Be a mentor, find a mentor

One of MFRI’s strategic goals is to engage in and promote learning, including the kind of learning that mentors and mentees can afford to one another. So it is natural for us want to highlight the benefits of engaging in meaningful mentoring opportunities whenever they are available

Students are a big part of what makes MFRI a thriving learning organization. MFRI is committed to furthering Purdue students’ education by involving them in meaningful opportunities during their time working for the organization.

But we also believe that we can learn from these bright young minds. In fact, we believe all of us have things to learn, just as all of us have things to teach, and we try to practice this belief every day. We wwweloped one of our newest initiatives, the Focus Forward Fellowship, to help connect women student veterans from across the country with the kinds of mentors who can make a difference in their lives.

Are you a mentor? Do you have one or more? Because January is National Mentoring Month, MFRI Director Shelley MacDermid Wadsworth shares below some important concepts about mentoring. Make 2017 the year you engage in a process that research shows has benefits to all!
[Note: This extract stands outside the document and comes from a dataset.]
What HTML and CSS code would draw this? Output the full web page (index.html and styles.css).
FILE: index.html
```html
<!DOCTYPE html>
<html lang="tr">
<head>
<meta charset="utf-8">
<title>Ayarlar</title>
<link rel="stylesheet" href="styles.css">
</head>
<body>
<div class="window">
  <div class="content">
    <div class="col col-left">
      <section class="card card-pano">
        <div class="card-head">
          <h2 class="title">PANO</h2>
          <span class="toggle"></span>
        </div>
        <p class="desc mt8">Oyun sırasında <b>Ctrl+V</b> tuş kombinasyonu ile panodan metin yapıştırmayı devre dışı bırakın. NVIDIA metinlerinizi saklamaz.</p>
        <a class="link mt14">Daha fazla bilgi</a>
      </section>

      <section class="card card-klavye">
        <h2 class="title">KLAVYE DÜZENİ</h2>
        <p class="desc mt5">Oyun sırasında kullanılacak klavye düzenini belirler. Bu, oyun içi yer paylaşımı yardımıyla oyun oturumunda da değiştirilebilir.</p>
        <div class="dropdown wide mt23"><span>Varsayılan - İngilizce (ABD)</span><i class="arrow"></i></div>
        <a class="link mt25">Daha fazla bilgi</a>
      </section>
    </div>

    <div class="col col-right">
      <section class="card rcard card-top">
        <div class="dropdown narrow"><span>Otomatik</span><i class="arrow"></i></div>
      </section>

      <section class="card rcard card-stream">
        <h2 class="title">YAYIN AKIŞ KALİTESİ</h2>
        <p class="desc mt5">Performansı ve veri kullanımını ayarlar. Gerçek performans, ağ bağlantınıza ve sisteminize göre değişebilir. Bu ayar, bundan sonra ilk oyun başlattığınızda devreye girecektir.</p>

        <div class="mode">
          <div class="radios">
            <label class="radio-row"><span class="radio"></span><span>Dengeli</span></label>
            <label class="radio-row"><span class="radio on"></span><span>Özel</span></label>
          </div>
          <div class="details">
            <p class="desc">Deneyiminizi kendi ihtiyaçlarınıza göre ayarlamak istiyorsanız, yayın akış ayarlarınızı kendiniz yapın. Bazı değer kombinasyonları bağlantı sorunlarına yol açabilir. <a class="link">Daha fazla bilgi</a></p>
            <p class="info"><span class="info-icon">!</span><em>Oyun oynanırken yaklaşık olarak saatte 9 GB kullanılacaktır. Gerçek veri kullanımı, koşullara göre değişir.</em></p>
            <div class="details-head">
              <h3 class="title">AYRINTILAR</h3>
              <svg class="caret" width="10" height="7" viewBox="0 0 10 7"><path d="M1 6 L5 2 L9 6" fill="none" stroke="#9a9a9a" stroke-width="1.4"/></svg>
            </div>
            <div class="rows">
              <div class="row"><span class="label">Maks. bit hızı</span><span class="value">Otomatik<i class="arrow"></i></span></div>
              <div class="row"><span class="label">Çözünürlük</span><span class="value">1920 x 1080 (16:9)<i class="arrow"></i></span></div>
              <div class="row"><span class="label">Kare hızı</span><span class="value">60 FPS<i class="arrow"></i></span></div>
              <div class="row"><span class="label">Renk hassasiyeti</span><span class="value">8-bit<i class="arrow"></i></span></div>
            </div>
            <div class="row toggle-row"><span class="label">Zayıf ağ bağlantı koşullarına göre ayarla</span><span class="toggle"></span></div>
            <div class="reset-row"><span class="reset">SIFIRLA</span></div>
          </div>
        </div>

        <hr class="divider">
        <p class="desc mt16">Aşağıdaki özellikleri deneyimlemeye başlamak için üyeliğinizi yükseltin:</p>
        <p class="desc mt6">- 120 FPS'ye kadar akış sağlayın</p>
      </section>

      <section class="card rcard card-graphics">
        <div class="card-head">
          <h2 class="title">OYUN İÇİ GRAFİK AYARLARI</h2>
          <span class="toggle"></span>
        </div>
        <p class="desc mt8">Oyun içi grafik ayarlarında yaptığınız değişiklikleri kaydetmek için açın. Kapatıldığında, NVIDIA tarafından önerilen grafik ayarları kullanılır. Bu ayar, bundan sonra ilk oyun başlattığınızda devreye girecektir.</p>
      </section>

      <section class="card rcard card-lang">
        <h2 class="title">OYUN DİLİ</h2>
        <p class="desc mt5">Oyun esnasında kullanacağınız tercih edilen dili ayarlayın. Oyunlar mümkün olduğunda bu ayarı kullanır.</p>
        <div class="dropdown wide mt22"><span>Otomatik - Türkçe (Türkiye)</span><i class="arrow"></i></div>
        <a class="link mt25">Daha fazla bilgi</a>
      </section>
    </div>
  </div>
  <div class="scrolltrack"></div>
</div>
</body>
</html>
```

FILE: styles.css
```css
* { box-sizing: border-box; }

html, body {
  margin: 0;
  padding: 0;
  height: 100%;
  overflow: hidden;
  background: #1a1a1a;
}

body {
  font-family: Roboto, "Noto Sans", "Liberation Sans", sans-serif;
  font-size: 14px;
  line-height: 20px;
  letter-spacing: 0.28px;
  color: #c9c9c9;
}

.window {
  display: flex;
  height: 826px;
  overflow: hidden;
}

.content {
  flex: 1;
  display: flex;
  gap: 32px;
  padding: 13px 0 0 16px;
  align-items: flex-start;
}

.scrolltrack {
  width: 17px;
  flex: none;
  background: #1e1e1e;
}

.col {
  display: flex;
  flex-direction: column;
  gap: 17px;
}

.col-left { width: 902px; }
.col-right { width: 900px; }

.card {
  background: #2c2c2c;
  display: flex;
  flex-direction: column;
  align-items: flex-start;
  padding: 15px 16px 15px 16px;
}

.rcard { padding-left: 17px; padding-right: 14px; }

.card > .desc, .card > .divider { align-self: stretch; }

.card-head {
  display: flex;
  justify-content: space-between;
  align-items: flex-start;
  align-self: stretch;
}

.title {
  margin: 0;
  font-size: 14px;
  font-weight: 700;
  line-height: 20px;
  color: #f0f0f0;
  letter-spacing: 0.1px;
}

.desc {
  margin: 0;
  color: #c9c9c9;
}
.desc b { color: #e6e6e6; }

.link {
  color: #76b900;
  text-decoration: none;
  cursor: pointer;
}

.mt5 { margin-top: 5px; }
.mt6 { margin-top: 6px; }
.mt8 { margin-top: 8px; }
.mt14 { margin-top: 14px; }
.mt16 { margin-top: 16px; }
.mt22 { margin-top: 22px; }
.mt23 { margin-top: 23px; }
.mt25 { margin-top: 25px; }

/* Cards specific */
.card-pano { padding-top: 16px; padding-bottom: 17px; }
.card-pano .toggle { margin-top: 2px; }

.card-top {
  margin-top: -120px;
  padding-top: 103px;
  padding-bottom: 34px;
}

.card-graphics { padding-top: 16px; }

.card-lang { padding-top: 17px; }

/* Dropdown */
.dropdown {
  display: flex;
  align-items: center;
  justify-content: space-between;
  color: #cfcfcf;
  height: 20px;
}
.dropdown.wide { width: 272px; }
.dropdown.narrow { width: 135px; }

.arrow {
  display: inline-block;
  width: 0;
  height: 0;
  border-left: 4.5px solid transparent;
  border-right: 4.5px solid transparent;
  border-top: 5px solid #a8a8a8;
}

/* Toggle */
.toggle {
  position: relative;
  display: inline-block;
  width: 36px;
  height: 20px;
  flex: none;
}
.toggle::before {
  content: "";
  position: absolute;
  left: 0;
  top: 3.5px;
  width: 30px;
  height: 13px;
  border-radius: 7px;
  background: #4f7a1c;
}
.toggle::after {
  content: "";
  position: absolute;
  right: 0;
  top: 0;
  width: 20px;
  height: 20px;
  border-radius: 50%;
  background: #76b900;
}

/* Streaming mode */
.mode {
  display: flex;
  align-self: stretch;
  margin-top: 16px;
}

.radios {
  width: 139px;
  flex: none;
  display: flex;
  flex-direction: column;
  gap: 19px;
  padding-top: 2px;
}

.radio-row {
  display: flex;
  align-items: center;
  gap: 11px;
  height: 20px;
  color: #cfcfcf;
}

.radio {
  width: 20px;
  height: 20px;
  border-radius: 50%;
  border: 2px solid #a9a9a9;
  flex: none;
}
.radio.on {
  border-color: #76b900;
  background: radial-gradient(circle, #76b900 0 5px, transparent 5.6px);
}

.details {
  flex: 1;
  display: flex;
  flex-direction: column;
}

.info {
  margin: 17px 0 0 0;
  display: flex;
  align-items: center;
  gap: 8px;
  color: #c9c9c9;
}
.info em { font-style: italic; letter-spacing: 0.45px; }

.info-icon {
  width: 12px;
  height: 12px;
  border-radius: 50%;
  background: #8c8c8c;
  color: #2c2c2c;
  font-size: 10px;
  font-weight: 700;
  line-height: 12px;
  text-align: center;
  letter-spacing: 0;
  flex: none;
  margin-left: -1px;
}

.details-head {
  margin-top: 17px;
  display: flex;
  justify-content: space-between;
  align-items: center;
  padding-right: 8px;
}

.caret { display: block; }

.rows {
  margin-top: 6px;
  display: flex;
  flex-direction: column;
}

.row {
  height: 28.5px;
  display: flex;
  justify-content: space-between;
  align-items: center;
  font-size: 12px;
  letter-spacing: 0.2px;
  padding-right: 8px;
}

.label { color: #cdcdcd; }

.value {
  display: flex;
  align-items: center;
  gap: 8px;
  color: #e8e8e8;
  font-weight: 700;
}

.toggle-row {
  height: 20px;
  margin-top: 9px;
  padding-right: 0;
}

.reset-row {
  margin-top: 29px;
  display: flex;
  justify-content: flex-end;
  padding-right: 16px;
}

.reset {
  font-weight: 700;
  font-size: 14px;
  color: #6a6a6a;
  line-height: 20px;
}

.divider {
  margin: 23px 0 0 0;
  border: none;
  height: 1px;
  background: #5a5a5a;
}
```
What should you know about mentoring?

  1. Almost everyone can benefit from it. 
  2. No one mentor will meet all needs; it is perfectly acceptable to have multiple mentors at once (Baugh & Scandura, 1999; Terry & Ghosh, 2015).
  3. No one is just a mentor or a mentee – we all have things we can learn from each other and teach to each other (Ghosh & Thomas, 2013). Networking mentoring can be very effective, rather than just top-down mentoring (Tsen, Borus, Nadelson, Seely, Haas & Fuhlbrigge, 2012).
  4. Mentoring relationships can be narrow or broad.  Some mentoring relationships focus on very specific purposes or tasks; others provide more general support and guidance. In addition, "episodic mentoring" may occur spontaneously, occurring in everyday, short-term interactions (Buzzanell, 2009; Fletcher & Ragins, 2007).
  5. Mentors are advisors, coaches, or consultants, and there should be mutual agreement about what is "on" and "off" the table for discussion (Harrison, 2014).
  6. Don't sit back and wait for an invitation or an offer – reach out to seek mentoring or become a mentor.  The worst that can happen is someone will say "no," but the best that can happen is a fulfilling and productive relationship (Harrison, 2014).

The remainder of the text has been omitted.